Abstract

Benchmarking is a management approach for implementing best medical practices at the lowest cost. The objectives of this study were to set achievable performance benchmarks for individual quality indicators to determine the predicted quality achievement related to better adherence, and to select optimal quality indicators for improving the quality of acute ischemic stroke care. We analyzed data on 500,331 patients diagnosed with acute ischemic stroke who were treated at 518 hospitals in China from January 2011 to May 2017. The primary outcome was independence (modified Rankin Scale score ≤2) at discharge. Data-driven achievable benchmarking used the "pared-mean" approach to set objective performance targets.

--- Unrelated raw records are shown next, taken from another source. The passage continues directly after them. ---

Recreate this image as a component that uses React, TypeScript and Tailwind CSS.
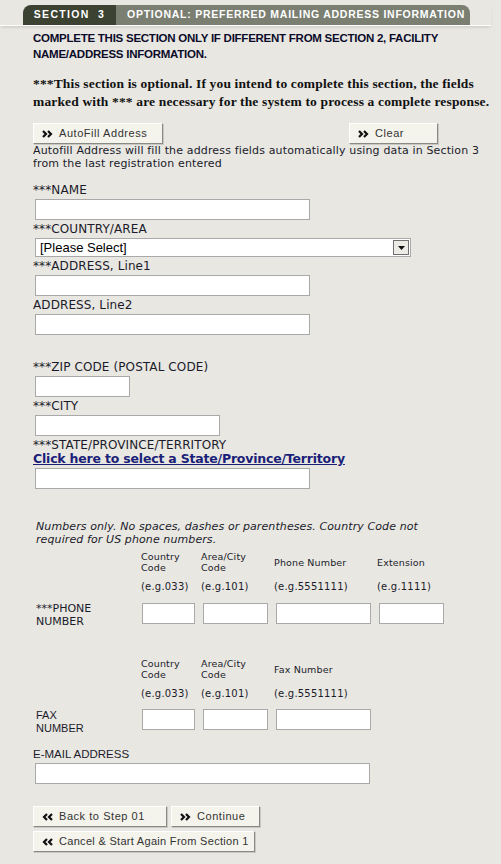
import React from "react";

// ─── Small pieces ─────────────────────────────────────────────

function Chevrons({ dir = "right" }: { dir?: "right" | "left" }) {
  return (
    <svg
      width="11"
      height="8"
      viewBox="0 0 11 8"
      className={`shrink-0 ${dir === "left" ? "rotate-180" : ""}`}
      aria-hidden="true"
    >
      <path d="M1 1l3 3-3 3M6 1l3 3-3 3" fill="none" stroke="#111" strokeWidth="2.2" />
    </svg>
  );
}

function Btn({
  label,
  dir = "right",
  tight = false,
  className = "",
}: {
  label: string;
  dir?: "right" | "left";
  tight?: boolean;
  className?: string;
}) {
  return (
    <button
      type="button"
      className={`flex h-[21px] items-center gap-[6px] whitespace-nowrap border border-t-white border-l-white border-r-[#8a8a84] border-b-[#8a8a84] bg-[#f4f3ec] pl-[8px] font-['Liberation_Sans',Arial,sans-serif] text-[11px] text-[#333] shadow-[1px_1px_0_#c9c8c2] ${tight ? "tracking-[0.3px]" : "tracking-[0.55px]"} ${className}`}
    >
      <Chevrons dir={dir} />
      {label}
    </button>
  );
}

function Field({ w, className = "" }: { w: string; className?: string }) {
  return (
    <input
      type="text"
      className={`block h-[21px] border border-[#a9a9a9] bg-white ${w} ${className}`}
    />
  );
}

function Label({ children, className = "" }: { children: React.ReactNode; className?: string }) {
  return <div className={`h-[13px] text-[12px] leading-[13px] tracking-[0.1px] ${className}`}>{children}</div>;
}

// ─── Page ─────────────────────────────────────────────────────

export default function App() {
  return (
    <div className="min-h-[864px] w-[501px] bg-[#e8e7e2] pt-[5px] font-['DejaVu_Sans',Verdana,sans-serif] text-[11px] text-[#1b1b2a]">
      {/* Section tab */}
      <div className="mr-[10px] border-b border-white shadow-[0_2px_3px_-1px_rgba(0,0,0,0.15)]">
        <div className="ml-[23px] flex h-[20px] w-[447px] overflow-hidden whitespace-nowrap rounded-t-[8px] font-['Liberation_Sans',Arial,sans-serif] text-[10.5px] font-bold text-white">
          <div className="flex w-[93px] items-center justify-center bg-[#3b4232] tracking-[1.3px]">SECTION&nbsp;&nbsp;3</div>
          <div className="flex flex-1 items-center bg-[#7b7f72] pl-[11px] tracking-[0.75px]">
            OPTIONAL: PREFERRED MAILING ADDRESS INFORMATION
          </div>
        </div>
      </div>

      <div className="pl-[33px]">
        <p className="mt-[4px] font-['Liberation_Sans',Arial,sans-serif] text-[11.5px] font-bold leading-[16px] tracking-[-0.25px] text-[#0c0c2a]">
          COMPLETE THIS SECTION ONLY IF DIFFERENT FROM SECTION 2, FACILITY NAME/ADDRESS INFORMATION.
        </p>

        <p className="mt-[13px] font-['Liberation_Serif','Times_New_Roman',serif] text-[13.5px] font-bold leading-[18px] tracking-[0.15px] text-[#111]">
          ***This section is optional. If you intend to complete this section, the fields marked with *** are necessary for the system to process a complete response.
        </p>

        <div className="mt-[12px] flex">
          <Btn label="AutoFill Address" className="w-[130px]" />
          <Btn label="Clear" className="ml-[186px] w-[89px]" />
        </div>
        <p className="max-w-[455px] leading-[13px] tracking-[0.15px]">
          Autofill Address will fill the address fields automatically using data in Section 3 from the last registration entered
        </p>

        <Label className="mt-[14px]">***NAME</Label>
        <Field w="w-[275px]" className="ml-[2px] mt-[2px]" />

        <Label className="mt-[3px]">***COUNTRY/AREA</Label>
        <div className="ml-[2px] mt-[2px] flex h-[19px] w-[376px] items-center justify-between border border-[#a9a9a9] bg-white">
          <span className="pl-[4px] font-['Liberation_Sans',Arial,sans-serif] text-[13px] text-black">[Please Select]</span>
          <span className="mr-[1px] flex h-[15px] w-[16px] items-center justify-center border border-[#6f6f6f] bg-[#ecebe6]">
            <svg width="7" height="4" viewBox="0 0 7 4"><path d="M0 0h7L3.5 4z" fill="#111" /></svg>
          </span>
        </div>

        <Label className="mt-[3px]">***ADDRESS, Line1</Label>
        <Field w="w-[275px]" className="ml-[2px] mt-[2px]" />

        <Label className="mt-[3px]">ADDRESS, Line2</Label>
        <Field w="w-[275px]" className="ml-[2px] mt-[2px]" />

        <Label className="mt-[26px]">***ZIP CODE (POSTAL CODE)</Label>
        <Field w="w-[95px]" className="ml-[2px] mt-[2px]" />

        <Label className="mt-[3px]">***CITY</Label>
        <Field w="w-[185px]" className="ml-[2px] mt-[2px]" />

        <Label className="mt-[3px]">***STATE/PROVINCE/TERRITORY</Label>
        <a href="#" className="block h-[14px] font-['DejaVu_Sans',Verdana,sans-serif] text-[12.5px] font-bold leading-[14px] tracking-[-0.2px] text-[#1b1f78] underline">
          Click here to select a State/Province/Territory
        </a>
        <Field w="w-[275px]" className="ml-[2px] mt-[2px]" />

        <p className="ml-[3px] mt-[31px] max-w-[400px] italic leading-[13px] tracking-[0.1px]">
          Numbers only. No spaces, dashes or parentheses. Country Code not required for US phone numbers.
        </p>

        {/* Phone */}
        <div className="ml-[3px] mt-[5px] grid grid-cols-[105px_60px_73px_103px_70px] text-[9.5px] leading-[11px] tracking-[0.15px]">
          <div />
          <div className="self-center">Country<br />Code</div>
          <div className="self-center">Area/City<br />Code</div>
          <div className="self-center">Phone Number</div>
          <div className="self-center">Extension</div>

          <div />
          <div className="mt-[8px] text-[10px] tracking-[0.2px]">(e.g.033)</div>
          <div className="mt-[8px] text-[10px] tracking-[0.2px]">(e.g.101)</div>
          <div className="mt-[8px] text-[10px] tracking-[0.2px]">(e.g.5551111)</div>
          <div className="mt-[8px] text-[10px] tracking-[0.2px]">(e.g.1111)</div>

          <div className="mt-[10px] text-[11px] leading-[13px] tracking-normal">***PHONE<br />NUMBER</div>
          <Field w="w-[53px]" className="ml-[1px] mt-[11px]" />
          <Field w="w-[65px]" className="ml-[2px] mt-[11px]" />
          <Field w="w-[95px]" className="ml-[2px] mt-[11px]" />
          <Field w="w-[65px]" className="ml-[2px] mt-[11px]" />
        </div>

        {/* Fax */}
        <div className="ml-[3px] mt-[30px] grid grid-cols-[105px_60px_73px_103px] text-[9.5px] leading-[11px] tracking-[0.15px]">
          <div />
          <div className="self-center">Country<br />Code</div>
          <div className="self-center">Area/City<br />Code</div>
          <div className="self-center">Fax Number</div>

          <div />
          <div className="mt-[8px] text-[10px] tracking-[0.2px]">(e.g.033)</div>
          <div className="mt-[8px] text-[10px] tracking-[0.2px]">(e.g.101)</div>
          <div className="mt-[8px] text-[10px] tracking-[0.2px]">(e.g.5551111)</div>

          <div className="mt-[10px] font-['Liberation_Sans',Arial,sans-serif] text-[11px] leading-[13px] tracking-normal">FAX<br />NUMBER</div>
          <Field w="w-[53px]" className="ml-[1px] mt-[10px] self-start" />
          <Field w="w-[65px]" className="ml-[2px] mt-[10px] self-start" />
          <Field w="w-[95px]" className="ml-[2px] mt-[10px] self-start" />
        </div>

        <div className="mt-[13px] font-['Liberation_Sans',Arial,sans-serif] text-[11.5px] leading-[13px]">E-MAIL ADDRESS</div>
        <Field w="w-[335px]" className="ml-[2px] mt-[2px]" />

        <div className="mt-[22px] flex gap-[4px]">
          <Btn label="Back to Step 01" dir="left" className="w-[134px]" />
          <Btn label="Continue" className="w-[89px]" />
        </div>
        <Btn label="Cancel & Start Again From Section 1" dir="left" tight className="mt-[4px] w-[222px]" />
      </div>
    </div>
  );
}
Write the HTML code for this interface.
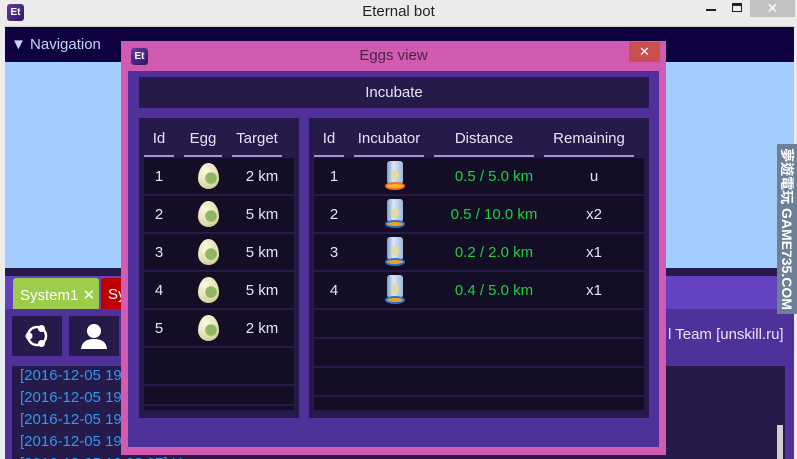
<!DOCTYPE html>
<html style="width:797px;height:459px;overflow:hidden"><head><meta charset="utf-8"><style>
*{margin:0;padding:0;box-sizing:border-box}
body{width:797px;height:459px;overflow:hidden;background:#ececec;font-family:"Liberation Sans","DejaVu Sans",sans-serif;position:relative;color:#e8e4f8}
.a{position:absolute}
.c{display:flex;align-items:center;justify-content:center}
.logo{width:17px;height:17px;background:linear-gradient(135deg,#6a3aa0,#2a1560);border-radius:3px;color:#fff;font-size:10px;font-weight:bold}
.egg{display:block;width:21px;height:26px;border-radius:50% 50% 50% 50%/60% 60% 40% 40%;background:radial-gradient(circle at 62% 58%,#8fb565 0 28%,transparent 30%),radial-gradient(circle at 35% 30%,#fbf8de,#ddd8a8 70%,#b5b07a);}
.inc{display:block;width:20px;height:30px;position:relative}
.inc .g{position:absolute;left:2px;top:0;width:16px;height:23px;border-radius:3px;background:linear-gradient(90deg,#7da0c8,#dbe8f6 40%,#9cb7d8);}
.inc .e{position:absolute;left:6px;top:9px;width:8px;height:10px;border-radius:50%;background:#e0dca0}
.inc .b{position:absolute;left:0;top:21px;width:20px;height:8px;border-radius:50%;background:#f0a020;border:2px solid #2a70d0}
.inc.o .b{background:#ffb030;border-color:#f07020}
.hd{position:absolute;top:130px;font-size:15px;text-align:center;border-bottom:2px solid #a58fe0;height:27px}
.row{position:absolute;height:38px;border-bottom:2px solid #261a4a;font-size:15px}
.row span{position:absolute;top:0;height:36px;display:flex;align-items:center;justify-content:center}
.log{position:absolute;left:20px;font-size:15px;color:#2b9af0;white-space:nowrap}
</style></head><body>
<div class="a logo c" style="left:7px;top:4px">Et</div>
<div class="a" style="left:0;width:797px;top:3px;text-align:center;font-size:15px;color:#222">Eternal bot</div>
<div class="a" style="left:706px;top:9px;width:10px;height:2px;background:#222"></div>
<div class="a" style="left:732px;top:3px;width:10px;height:9px;border:1.5px solid #222;border-top-width:3px"></div>
<div class="a c" style="left:750px;top:0;width:45px;height:17px;background:#c2c2c2;color:#fff;font-size:14px">✕</div>
<div class="a" style="left:4px;top:26px;width:791px;height:1px;background:#ccc"></div>
<div class="a" style="left:5px;top:27px;width:789px;height:35px;background:#0f0040"></div>
<div class="a" style="left:11px;top:36px;font-size:15px;color:#c7d4f8">▼ Navigation</div>
<div class="a" style="left:5px;top:62px;width:789px;height:206px;background:#a3cdfd"></div>
<div class="a" style="left:5px;top:268px;width:789px;height:8px;background:#261a4a"></div>
<div class="a" style="left:5px;top:276px;width:789px;height:33px;background:#6442c0"></div>
<div class="a" style="left:5px;top:309px;width:789px;height:150px;background:#4f3199"></div>
<div class="a" style="left:13px;top:278px;width:86px;height:31px;background:#9ccc4a;border-radius:3px 3px 0 0;font-size:15px;color:#fff;padding:8px 0 0 7px;white-space:nowrap">System1 ✕</div>
<div class="a" style="left:101px;top:278px;width:30px;height:31px;background:#c00000;border-radius:3px 3px 0 0;font-size:15px;color:#fff;padding:8px 0 0 7px;overflow:hidden">Sy</div>
<div class="a c" style="left:12px;top:316px;width:50px;height:40px;background:#261a4a">
<svg width="26" height="26" viewBox="0 0 26 26"><circle cx="13" cy="13" r="9" fill="none" stroke="#fff" stroke-width="2.5"/><circle cx="5" cy="13" r="3.5" fill="#fff"/><circle cx="17.5" cy="5.5" r="3.5" fill="#fff"/><circle cx="17.5" cy="20.5" r="3.5" fill="#fff"/></svg></div>
<div class="a c" style="left:69px;top:316px;width:50px;height:40px;background:#261a4a">
<svg width="28" height="28" viewBox="0 0 28 28"><circle cx="14" cy="9" r="7" fill="#fff"/><path d="M1 27 Q2 17 14 17 Q26 17 27 27Z" fill="#fff"/></svg></div>
<div class="a" style="left:12px;top:366px;width:773px;height:93px;background:#261a4a"></div>
<div class="log" style="top:367px">[2016-12-05 19</div>
<div class="log" style="top:389px">[2016-12-05 19</div>
<div class="log" style="top:411px">[2016-12-05 19</div>
<div class="log" style="top:433px">[2016-12-05 19</div>
<div class="log" style="top:455px">[2016-12-05 19:08:07] U</div>
<div class="a" style="left:668px;top:326px;font-size:15px;color:#e8e4f8">l Team [unskill.ru]</div>
<div class="a" style="left:777px;top:425px;width:6px;height:34px;background:#d0d0d0"></div>
<div class="a" style="left:777px;top:144px;width:20px;height:170px;background:#6e7f98"></div>
<div class="a" style="left:787px;top:229px;width:170px;transform:translate(-50%,-50%) rotate(90deg);text-align:center;font-size:14px;font-weight:bold;color:#fff;font-family:'Liberation Sans','Noto Sans CJK TC',sans-serif;white-space:nowrap">夢遊電玩 GAME735.COM</div>
<div class="a" style="left:121px;top:41px;width:545px;height:414px;background:#d05bb0"></div>
<div class="a logo c" style="left:131px;top:48px">Et</div>
<div class="a" style="left:121px;top:47px;width:545px;text-align:center;font-size:15px;color:#4a2448">Eggs view</div>
<div class="a c" style="left:629px;top:42px;width:31px;height:20px;background:#c9504f;color:#fff;font-size:13px">✕</div>
<div class="a" style="left:128px;top:71px;width:531px;height:376px;background:#4f3199"></div>
<div class="a c" style="left:139px;top:77px;width:510px;height:31px;background:#261a4a;font-size:15px">Incubate</div>
<div class="a" style="left:139px;top:118px;width:160px;height:300px;background:#261a4a"></div>
<div class="a" style="left:309px;top:118px;width:340px;height:300px;background:#261a4a"></div>
<div class="a" style="left:144px;top:158px;width:150px;height:252px;background:#130d26"></div>
<div class="a" style="left:314px;top:158px;width:330px;height:252px;background:#130d26"></div>
<div class="hd" style="left:144px;width:30px">Id</div>
<div class="hd" style="left:184px;width:38px">Egg</div>
<div class="hd" style="left:232px;width:50px">Target</div>
<div class="hd" style="left:314px;width:30px">Id</div>
<div class="hd" style="left:354px;width:70px">Incubator</div>
<div class="hd" style="left:434px;width:100px">Distance</div>
<div class="hd" style="left:544px;width:90px">Remaining</div>
<div class="row" style="left:144px;top:158px;width:150px"><span style="left:0;width:30px">1</span><span style="left:52px;width:24px"><i class="egg"></i></span><span style="left:90px;width:56px">2 km</span></div>
<div class="row" style="left:144px;top:196px;width:150px"><span style="left:0;width:30px">2</span><span style="left:52px;width:24px"><i class="egg"></i></span><span style="left:90px;width:56px">5 km</span></div>
<div class="row" style="left:144px;top:234px;width:150px"><span style="left:0;width:30px">3</span><span style="left:52px;width:24px"><i class="egg"></i></span><span style="left:90px;width:56px">5 km</span></div>
<div class="row" style="left:144px;top:272px;width:150px"><span style="left:0;width:30px">4</span><span style="left:52px;width:24px"><i class="egg"></i></span><span style="left:90px;width:56px">5 km</span></div>
<div class="row" style="left:144px;top:310px;width:150px"><span style="left:0;width:30px">5</span><span style="left:52px;width:24px"><i class="egg"></i></span><span style="left:90px;width:56px">2 km</span></div>
<div class="row" style="left:144px;top:348px;width:150px"></div>
<div class="row" style="left:144px;top:377px;width:150px;height:29px"></div>
<div class="row" style="left:314px;top:158px;width:330px"><span style="left:0;width:40px">1</span><span style="left:70px;width:22px"><i class="inc o"><i class="g"></i><i class="e"></i><i class="b"></i></i></span><span style="left:120px;width:120px;color:#1fd040">0.5 / 5.0 km</span><span style="left:240px;width:80px">u</span></div>
<div class="row" style="left:314px;top:196px;width:330px"><span style="left:0;width:40px">2</span><span style="left:70px;width:22px"><i class="inc"><i class="g"></i><i class="e"></i><i class="b"></i></i></span><span style="left:120px;width:120px;color:#1fd040">0.5 / 10.0 km</span><span style="left:240px;width:80px">x2</span></div>
<div class="row" style="left:314px;top:234px;width:330px"><span style="left:0;width:40px">3</span><span style="left:70px;width:22px"><i class="inc"><i class="g"></i><i class="e"></i><i class="b"></i></i></span><span style="left:120px;width:120px;color:#1fd040">0.2 / 2.0 km</span><span style="left:240px;width:80px">x1</span></div>
<div class="row" style="left:314px;top:272px;width:330px"><span style="left:0;width:40px">4</span><span style="left:70px;width:22px"><i class="inc"><i class="g"></i><i class="e"></i><i class="b"></i></i></span><span style="left:120px;width:120px;color:#1fd040">0.4 / 5.0 km</span><span style="left:240px;width:80px">x1</span></div>
<div class="row" style="left:314px;top:310px;width:330px;height:29px"></div>
<div class="row" style="left:314px;top:339px;width:330px;height:29px"></div>
<div class="row" style="left:314px;top:368px;width:330px;height:29px"></div>
</body></html>
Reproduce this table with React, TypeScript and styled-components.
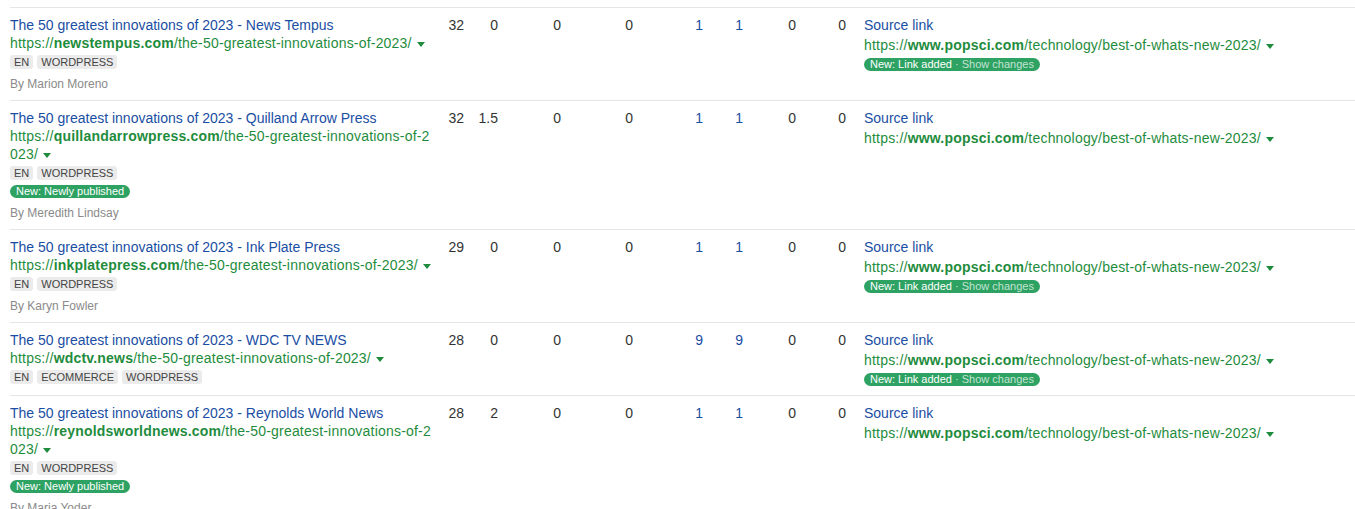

Hierarchical logistic regression models were employed to evaluate the process-outcome association, as well as the predicted quality improvement if all hospitals were to operate at the benchmark level. Of the overall population, 64.01% were independent patients at discharge. The performance benchmarks were >90% for most of the quality indicators. After adjusting for patient-level and hospital-level characteristics and unifying hospital performance to the benchmark level, the quality indicators with high increase in both overall adherence rate and independence rate were thrombolytic therapy, anticoagulant therapy, venous thrombosis prophylaxis. Performance targets for three acute treatments, including thrombolytic therapy, anticoagulant therapy, venous thrombosis prophylaxis, could best motivate improvements in both overall adherence rate and independence rate at discharge. The finding suggests that the above three types of acute treatment should be given priority to improve the quality of acute ischemic stroke care.